I am trying to determine the maximum polyphony accounting for all channels within a MIDI file for playback on MIDI devices with limited polyphony such as older mobile phones. Is there software that can perform this function?
Also, are there still programs that can create SP-MIDI (scalable polyphony MIDI) files?

Thanks in advance.
5 years ago
This might be possible, BUT...

The true answer would be totally dependant on the destination device, as different devices may handle the polyphony in different ways.

If the midi file is using GM sounds only, then it would be easier as most modern devices can copy with the sounds using one 'unit' of polyphony, but this cannot be guaranteed. For example, I have a Roland LAPC-I card which I still use (MT-32 compatible) and the sounds available on that can use 1, 2 or 3 'partials' to play a single note, depending on the quality of the sound. One partial will use up one unit of the available polyphony.
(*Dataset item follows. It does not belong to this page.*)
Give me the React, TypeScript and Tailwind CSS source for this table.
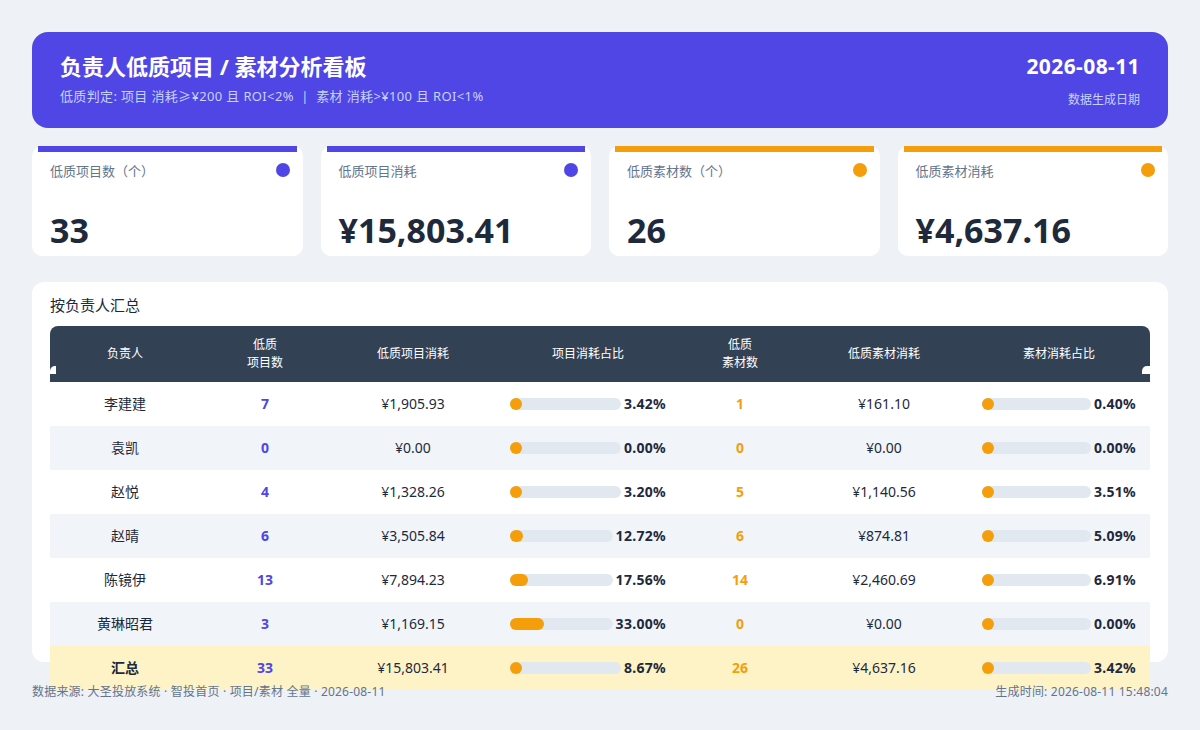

On my more modern devices, standard GM or XG sounds may be OK, but using special 'performances' or 'combinations' will again use 2 or 3 units of polyphony to play one note.

To do the calculation you want, the program would have to know about the device, or would have to work within certain pre-defined assumptions, i.e. standard GM sounds ONLY.

I have a program that I wrote a LOT of years ago, which checks through ALL the events in a midi file and presents a summary. It could be changed to do what you want, although the prog is a DOS prog written in C I think. It may need to make the above-noted assumptions. It would need to track where multiple notes are to play at the same time. Not major changes.

Interesting note. The Roland card, which I bought new in 1991, includes a feature called 'Partial Reserve', where each channel can have this value specified. The available polyphony is shared out between the channels, and if 'note stealing' has to be done, then certain channels will be protected, and others will not. Obviously, if this info is in the midi file, that is better as the composer has cointrol over what is 'lost' and what is protected.

Regarding your final question, looking up in Google regarding SP-Midi indicates that there IS software that will allow the necessary codes to be inserted into a midi file, but I've not seen reference as to which specific systems will allow this. You may need to check the full spec of specific packages? Again, I have some old DOS progs that would allow this to be done quite easily (for me).